A legitimate price increase should map to something concrete: more content pages per month, a named strategist (not a rotating pool), a custom-built site instead of a theme, technical SEO audits with specific fixes, or dedicated hours you can ask about directly. A price increase that maps only to "more attention" or "priority support" without specifics is a soft sell, and it usually means the underlying deliverable didn't change much.
Another version of the same problem: a proposal padded with deliverables that sound impressive but don't move rankings. "Social media posting," "monthly newsletter," and "press release distribution" show up in a lot of mid and even full-service proposals as line-item filler. None of those are inherently useless, but none of them substitute for the content, citation, and technical SEO work that actually affects whether your business shows up when someone searches for your trade in your town. If a proposal leans heavily on activities like these to justify its price, ask what percentage of the retainer is actually going toward ranking-focused work.
Ask every agency quoting you, at any tier, these three questions before signing:
- Is my website templated (shared code/design with other clients) or built specifically for my business?
- How many other client accounts does the person actually doing my work manage?
- What deliverable changes if I pay more, in concrete terms (pages, hours, named staff, specific technical work)?
Agencies with nothing to hide answer all three plainly and quickly. Vague answers, deflection to "every client is different" without specifics, or refusal to name who's actually doing the work are the clearest signals you're being sold a tier that doesn't match the invoice.
Which tier fits your business right now
The honest answer depends less on your trade and more on three factors: how established you are, how competitive your market is, and how much lead volume you can currently handle.
A newer business (under 2-3 years) with modest revenue and a non-saturated local market can often start at the cheap or mid tier and grow into full-service once cash flow supports it. Trying to skip straight to a $5,000/month program before you can answer the phone fast enough to convert the leads it generates is a common way to waste the spend.

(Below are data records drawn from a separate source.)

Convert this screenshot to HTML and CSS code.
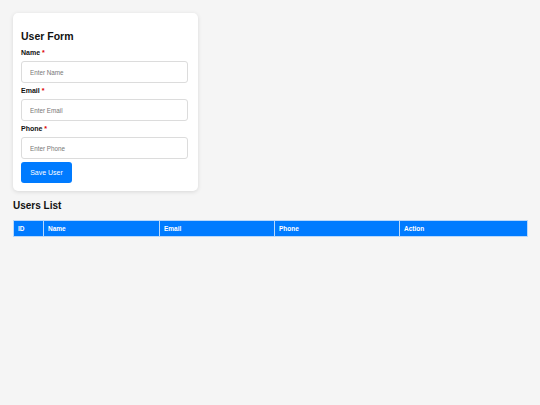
FILE: index.html
```html
<!DOCTYPE html>
<html>
<head>
<meta charset="utf-8">
<link rel="stylesheet" href="styles.css">
</head>
<body>
<div class="page">
  <div class="card">
    <h2 class="title">User Form</h2>
    <div class="field">
      <label class="label">Name <span class="req">*</span></label>
      <input class="input" type="text" placeholder="Enter Name">
    </div>
    <div class="field">
      <label class="label">Email <span class="req">*</span></label>
      <input class="input" type="text" placeholder="Enter Email">
    </div>
    <div class="field">
      <label class="label">Phone <span class="req">*</span></label>
      <input class="input" type="text" placeholder="Enter Phone">
    </div>
    <button class="btn">Save User</button>
  </div>
  <h2 class="list-title">Users List</h2>
  <table class="table">
    <thead>
      <tr>
        <th class="c-id">ID</th>
        <th class="c-name">Name</th>
        <th class="c-email">Email</th>
        <th class="c-phone">Phone</th>
        <th class="c-action">Action</th>
      </tr>
    </thead>
  </table>
</div>
</body>
</html>
```
FILE: styles.css
```css
* { box-sizing: border-box; }
html, body { margin: 0; padding: 0; background: #f5f5f5; }
body { font-family: "Liberation Sans", Arial, sans-serif; color: #111; }
.page { padding: 13px; }
.card {
  width: 185px;
  background: #fff;
  border-radius: 5px;
  box-shadow: 0 1px 4px rgba(0,0,0,0.12);
  padding: 8px 10px 8px 8px;
}
.title { font-size: 10.5px; line-height: 15px; margin: 8px 0 4px; font-weight: bold; }
.field { margin-bottom: 3px; }
.label { display: block; font-size: 7px; line-height: 10px; font-weight: bold; margin-bottom: 3px; }
.req { color: #d00; }
.input {
  display: block;
  width: 167px;
  height: 22px;
  border: 1px solid #dcdcdc;
  border-radius: 3px;
  padding: 0 8px;
  font-family: "Liberation Sans", Arial, sans-serif;
  font-size: 6.3px;
  background: #fff;
  outline: none;
}
.input::placeholder { color: #777; }
.btn {
  display: block;
  width: 51px;
  height: 21px;
  background: #007bff;
  color: #fff;
  border: none;
  border-radius: 3px;
  font-family: "Liberation Sans", Arial, sans-serif;
  font-size: 7px;
  padding: 0;
}
.list-title { font-size: 10px; line-height: 14px; margin: 8px 0 7px; font-weight: bold; }
.table { width: 514px; border-collapse: collapse; table-layout: fixed; }
.table th {
  background: #007bff;
  color: #fff;
  font-size: 6.5px;
  font-weight: bold;
  text-align: left;
  height: 16px;
  padding: 0 4px;
  border: 1px solid #b9d8fb;
}
.c-id { width: 30px; }
.c-name { width: 116px; }
.c-email { width: 115px; }
.c-phone { width: 125px; }
.c-action { width: 128px; }
```
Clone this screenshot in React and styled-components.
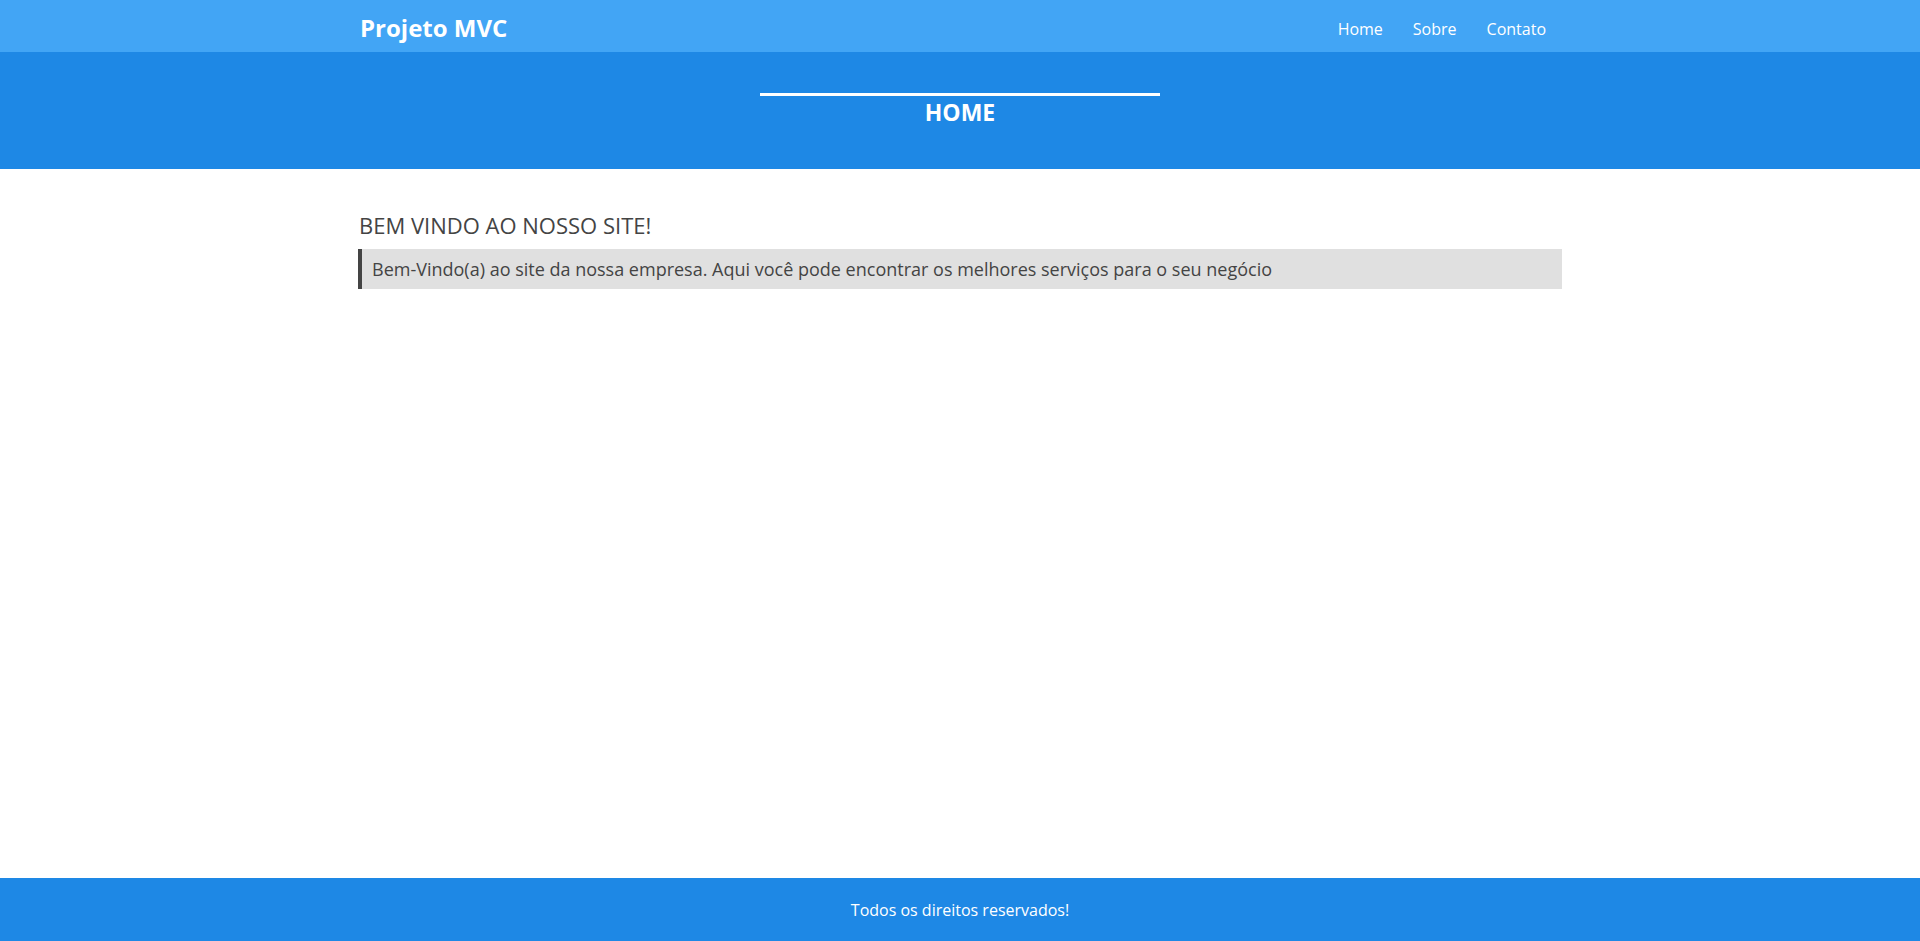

An established contractor (5+ years, steady revenue, since-2008-style tenure) competing in a market with active, well-marketed competitors is usually underserved by the cheap or mid tier, not because those tiers are bad, but because the competition has already moved past them. If competitors are running custom sites, active content programs, and AI-search optimization, matching their tier is often the only way to compete for the same searches.
Trade also matters at the margins. Trades with high-ticket, infrequent purchases (roofing, full HVAC replacement, whole-home remodels) tend to justify full-service spend sooner, because a single won job can cover months of the retainer. Trades with lower average ticket but higher repeat frequency (lawn care, pest control, gutter cleaning) sometimes do better staying mid-tier longer and putting the difference into local review volume and repeat-customer retention instead of a bigger content program. Neither approach is universally right, it depends on your actual job economics, which a generic package price never accounts for.
- Under 2 years, testing the market: cheap to mid tier is often reasonable.
- Established, low-competition market: mid tier is often the right long-term home.
- Established, high-competition market: full-service is usually where the math works.
- Can't currently handle more leads: fix operations before increasing spend at any tier.
There's no tier that's automatically right. There's a tier that matches what your business and your market actually require, and the fastest way to find out is an honest look at your specific numbers rather than a generic package pitch.